PHILIP SAMARTZIS, Atmospheres And Disturbance

Philip Samartzis, sound artist australiano residente a Sidney, sfida le altezze del massiccio dello Jungfrau e relativa Stazione posta a 3450 metri d’altitudine. In questo contesto, lungo un periodo di quattro settimane, ricerca, registra ed annota lo sforzo, le tensioni e le pressioni naturali, antropogeniche e geofisiche che le costruzioni e la montagna sopportano, sottoposte all’andirivieni di turisti, alle modifiche climatiche, alle operazioni di trasporto ed agli sport ricreativi praticati in regione.

Quel che si percepisce, calandosi nel Canton Berna su questa cima maestosa, è il disfacimento. Un disfacimento acustico che accentua gorgoglii, tensioni strutturali, perdite e disgregazione (“Wind”).

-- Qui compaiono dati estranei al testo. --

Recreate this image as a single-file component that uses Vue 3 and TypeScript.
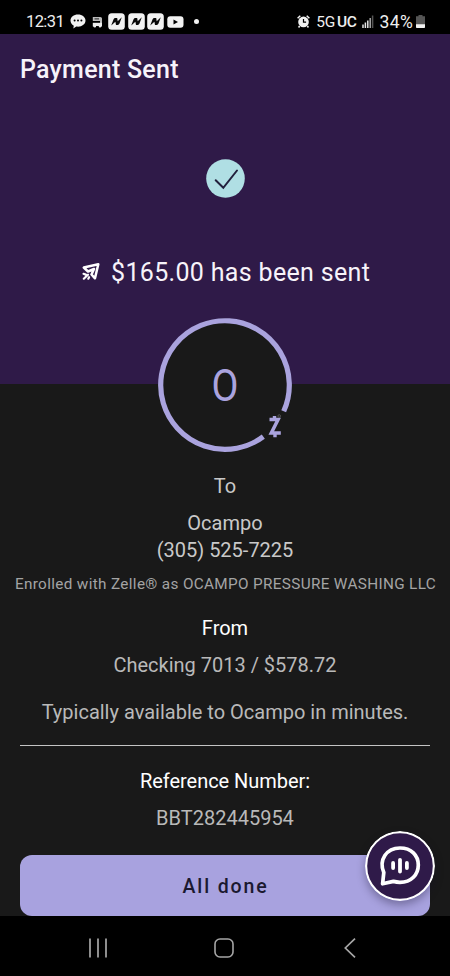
<script setup lang="ts">
interface Line {
  text: string
  kind: string
}

const amount = '$165.00 has been sent'
const recipient: Line[] = [
  { text: 'To', kind: 'to' },
  { text: 'Ocampo', kind: 'name' },
  { text: '(305) 525-7225', kind: 'phone' },
  { text: 'Enrolled with Zelle® as OCAMPO PRESSURE WASHING LLC', kind: 'enrolled' },
  { text: 'From', kind: 'from' },
  { text: 'Checking 7013 / $578.72', kind: 'account' },
  { text: 'Typically available to Ocampo in minutes.', kind: 'timing' },
]
const appBadges = [1, 2, 3]
</script>

<template>
  <div class="screen">
    <header class="status">
      <span class="clock">12:31</span>
      <svg class="i-chat" width="16" height="15" viewBox="0 0 16 15">
        <path d="M8 .5C3.700.5.5 3 .5 6.600c0 2.200 1.300 4 3.300 5.100L3.300 14.500l3-1.900c.5.100 1.100.1 1.700.1 4.300 0 7.500-2.600 7.500-6.100S12.300.5 8 .5z" fill="#f2f2f2" />
        <circle cx="4.600" cy="6.500" r="1" /><circle cx="8" cy="6.500" r="1" /><circle cx="11.400" cy="6.500" r="1" />
      </svg>
      <svg class="i-bus" width="11" height="12" viewBox="0 0 11 12">
        <path d="M.8 1h7.400c1.200 0 1.800.7 1.800 1.800V9H8V5H.8z" fill="#bbb" />
        <path d="M2.500 2.900h4.500" stroke="#222" stroke-width="1" />
        <path d="M.8 6.800H10v3.600H.8z" fill="#eee" />
        <circle cx="2.800" cy="10.300" r="1.300" fill="#eee" /><circle cx="8" cy="10.300" r="1.300" fill="#eee" />
        <path d="M4 10.800h2.800" stroke="#000" stroke-width="1.400" />
      </svg>
      <svg v-for="badge in appBadges" :key="badge" class="i-app" width="17" height="17" viewBox="0 0 17 17">
        <rect x=".2" y=".2" width="16.600" height="16.600" rx="3.500" fill="#f2f2f2" />
        <path d="M3.200 12.600L5.600 6.300Q6.100 5 7.400 5H9.200L9.700 8.200 13.800 4.300 11.500 10.500Q11 11.900 9.700 11.900H8L7.400 8.800z" fill="#080808" />
      </svg>
      <svg class="i-video" width="17" height="12" viewBox="0 0 17 12">
        <rect x=".3" y=".3" width="16.200" height="11.400" rx="3" fill="#f2f2f2" />
        <path d="M6.500 3.500v5L11 6z" />
      </svg>
      <i class="more"></i>
      <span class="grow"></span>
      <svg class="i-alarm" width="13" height="13" viewBox="0 0 13 13">
        <circle cx="6.500" cy="6.900" r="5.300" fill="#f2f2f2" />
        <path d="M.6 3.300L3.300.8M12.400 3.300L9.700.8M2.600 11l-1 1.500M10.400 11l1 1.500" stroke="#f2f2f2" stroke-width="1.500" />
        <path d="M6.500 4v3.200h2.600" fill="none" stroke="#000" stroke-width="1.200" />
      </svg>
      <span class="network">5G<b>UC</b></span>
      <svg class="i-signal" width="12" height="13" viewBox="0 0 12 13">
        <path d="M1 9.500V13M3.400 7.500V13M5.800 5.500V13" stroke="#e4e4e4" stroke-width="1.500" />
        <path d="M8.200 3V13" stroke="#aaa" stroke-width="1.500" /><path d="M10.600.5V13" stroke="#555" stroke-width="1.500" />
      </svg>
      <span class="battery">34%</span>
      <svg class="i-battery" width="9" height="13" viewBox="0 0 9 13">
        <path d="M2.500 0h4v1.200H9V13H0V1.200h2.500z" fill="#555" />
        <path d="M0 9.300h9V12q0 1-1 1H1q-1 0-1-1z" fill="#f2f2f2" />
      </svg>
    </header>

    <section class="hero">
      <h1>Payment Sent</h1>
      <svg class="check" width="39" height="39" viewBox="0 0 39 39">
        <circle cx="19.500" cy="19.500" r="19.300" fill="#b0dfe4" />
        <path d="M9.700 21.200l7.600 7.600L31 11.500" fill="none" stroke="#22203d" stroke-width="2" stroke-linecap="round" />
      </svg>
      <div class="sent">
        <svg width="18" height="18" viewBox="0 0 18 18">
          <path d="M1.800 4.500L16.300 1.300 13 15.300 9.500 11.500 12 6 6 8.500z" fill="none" stroke="#fff" stroke-width="2.500" stroke-linejoin="round" />
          <path d="M1.500 10.800l2.300.8M1.800 15.700l4.200-4M6.300 15.700l.8-1.500" stroke="#fff" stroke-width="2.200" stroke-linecap="round" />
        </svg>
        <span>{{ amount }}</span>
      </div>
    </section>

    <main class="details">
      <div class="avatar">
        <svg width="134" height="134" viewBox="0 0 134 134">
          <circle cx="67" cy="67" r="66.500" fill="#191919" />
          <path d="M125.700 93.300A64.300 64.300 0 1 0 105.300 118.700" fill="none" stroke="#aaa3de" stroke-width="5.200" />
          <path d="M111.500 101.500h8.600l-6.800 13.500h9.500" fill="none" stroke="#aaa3de" stroke-width="3.500" />
          <path d="M116.500 98v4M117 114.500v4.700" stroke="#aaa3de" stroke-width="3.400" />
          <circle cx="121.200" cy="98" r="1.300" fill="none" stroke="#666" stroke-width=".7" />
        </svg>
        <span class="initial">O</span>
      </div>
      <p v-for="line in recipient" :key="line.kind" :class="['line', line.kind]"><span>{{ line.text }}</span></p>
      <hr />
      <p class="line ref"><span>Reference Number:</span></p>
      <p class="line refno"><span>BBT282445954</span></p>
      <div class="action">
        <button type="button">All done</button>
        <svg class="assistant" width="70" height="70" viewBox="0 0 70 70">
          <circle cx="35" cy="35" r="33.900" fill="#2f1a49" stroke="#fff" stroke-width="2.200" />
          <path d="M17.600 52.800l1.200-11.300C13.500 29 21.500 17 35 17c11.300 0 18.300 7.400 18.300 17S46.300 51.300 35 51.300c-2.500 0-4.800-.4-6.600-.9z" fill="none" stroke="#fff" stroke-width="3.700" stroke-linejoin="round" />
          <path d="M28.100 32v5M35 28.800v11.700M41.900 32v5" stroke="#fff" stroke-width="3.800" stroke-linecap="round" />
        </svg>
      </div>
    </main>

    <nav class="system">
      <svg width="20" height="20" viewBox="0 0 20 20"><path d="M2 .5v19M10 .5v19M18 .5v19" stroke="#a6a6a6" stroke-width="1.700" /></svg>
      <svg class="home" width="20" height="20" viewBox="0 0 20 20"><rect x="1" y="1" width="18" height="18" rx="5" fill="none" stroke="#a6a6a6" stroke-width="1.600" /></svg>
      <svg width="12" height="20" viewBox="0 0 12 20"><path d="M11 .7L1.300 10 11 19.300" fill="none" stroke="#a6a6a6" stroke-width="1.700" /></svg>
    </nav>
  </div>
</template>

<style>
body {
  margin: 0;
  background: #000;
}
</style>

<style scoped>
.screen {
  width: 450px;
  height: 976px;
  display: flex;
  flex-direction: column;
  overflow: hidden;
  font-family: Roboto, "Liberation Sans", sans-serif;
  background: #191919;
  color: #c9c9c9;
}
svg { display: block; flex: none; }
.status {
  box-sizing: border-box;
  height: 34px;
  padding: 9px 25px 0 26px;
  display: flex;
  align-items: center;
  background: #000;
  color: #eee;
  font-size: 16.5px;
  line-height: 24px;
  white-space: nowrap;
}
.clock { width: 44px; letter-spacing: -.6px; }
.i-bus { margin: 1px 5px 0 6px; }
.i-app { margin-right: 2.700px; }
.more { width: 5px; height: 5px; margin-left: 10px; border-radius: 50%; background: #f2f2f2; }
.grow { flex: 1; }
.network { margin: 0 5px 0 6px; font-size: 15.5px; letter-spacing: -.3px; }
.network b { margin-left: 2px; font-weight: 500; }
.battery { margin: 0 3px 0 6px; font-size: 17.500px; letter-spacing: .3px; }
.hero {
  height: 350px;
  display: flex;
  flex-direction: column;
  align-items: center;
  background: #2f1a48;
  color: #f7f3fa;
}
h1 {
  align-self: stretch;
  margin: 20px 0 0 20px;
  font-size: 25px;
  line-height: 32px;
  font-weight: 500;
  letter-spacing: .25px;
}
.check { margin-top: 73px; }
.sent {
  display: flex;
  align-items: center;
  align-self: stretch;
  gap: 11px;
  margin: 58px 0 0 82px;
  font-size: 25px;
  line-height: 32px;
  white-space: nowrap;
  letter-spacing: .33px;
}
.sent svg { margin-top: -2px; }
.sent span { padding-top: 1px; }
.details {
  flex: 1;
  display: flex;
  flex-direction: column;
  align-items: center;
}
.avatar {
  display: grid;
  place-items: center;
  width: 134px;
  height: 134px;
  margin-top: -66px;
}
.avatar > * { grid-area: 1 / 1; }
.initial { padding-top: 4px; font-size: 43.5px; line-height: 50px; color: #aaa3de; transform: scaleX(.9); }
.line { margin: 0; font-size: 20px; line-height: 27px; white-space: nowrap; }
.to { margin-top: 21px; }
.name { margin-top: 10px; }
.enrolled { margin-top: 7px; padding-left: 1px; font-size: 15.300px; color: #a4a4a4; letter-spacing: .34px; }
.from { margin-top: 17px; color: #fff; }
.account { margin-top: 10px; }
.timing { margin-top: 20px; }
.account, .timing, .refno { color: #b9b9b9; }
hr { width: 410px; height: 1.500px; margin: 18.500px 0 0; border: 0; background: #c4c4c4; }
.ref { margin-top: 22px; color: #fff; letter-spacing: -.05px; }
.refno { margin-top: 10px; }
.action { display: grid; width: 410px; margin-top: 22.500px; }
button {
  grid-area: 1 / 1;
  height: 61px;
  padding: 2px 0 0 1px;
  border: 0;
  border-radius: 12px;
  background: #a8a2df;
  color: #1b1930;
  font: 500 19.500px Roboto, "Liberation Sans", sans-serif;
  letter-spacing: 1.850px;
}
.assistant {
  grid-area: 1 / 1;
  justify-self: end;
  margin: -24px -5px 0 0;
  border-radius: 50%;
  box-shadow: 0 4px 9px rgba(20, 15, 40, .35);
}
.system {
  height: 60px;
  display: flex;
  align-items: center;
  justify-content: space-between;
  box-sizing: border-box;
  padding: 4px 94px 0 87.500px;
  background: #000;
}
.home { margin-right: 4px; }
</style>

Una recente ricerca ha dimostrato come la massa persa dalla totalità dei ghiacciai elvetici in un anno potrebbe riempire una piscina di 25 metri per ogni economia familiare svizzera. Scolature, rintocchi, segnali. L’unione di fredde sentenze meccaniche accanto al decadimento naturale crea una strana sensazione di circolarità: qualsiasi intervento provocato dall’uomo crea un processo che stressa e dà fastidio alla terra. Per quanto preciso, a fin di bene, magnanimo esso sia. Proprio per questo il suono sintetico fa accapponare la pelle, come se ci mostrasse delle coltellate date al terreno stesso. In “Stations” loop incattiviti, piani sequenza ed altezze differenziate aprono squarci sonori che riescono a raccontare la sofferenza silente di un paesaggio che non vediamo. “Melt” risulta invece agghiacciante nel suo eterno gocciolare, accompagnata da arrembanti orchestrali atmosferici e dalla pioggia, che ne allunga il lacrimare rendendolo nascosto ed ancora più sofferto, facendoci rimanere quasi senza respiro per la delicatezza. Poi le bestiacce, quelle crepitanti voci confuse degli umani, gli annunci SBB che per anni hanno caratterizzato i nostri viaggi su e giù per il paese, risuonano quasi aerei e mondati dal loro utilizzo pratico. Si lascia il piano e si discende in “Tunnels”, in cui suoni abrasivi risvegliano ricordi rumorosi e dolorosi fino a spandersi in un immenso bianco, dove il tutto sembra ridursi a punti sparati verso un orizzonte invisibile. Anzi, visibilissimo, tanto che le distanze sembrano venir meno e tra aerei, pioggerellina, venti e ciocche di mandrie il tutto sembrerebbe ridursi al rientro ad altitudini più consone, dove dimenticare quanto assunto a monte.

Philip Samartzis riesce, in una quarantina di minuti, a metterci di fronte alla bellezza e al degrado, facendo vibrare ciò che sta intorno a noi. Ritagliatevi questo spazio, oppure createne uno vostro, con una storia, un ricordo, un’affezione. Fatelo, ne varrà la pena.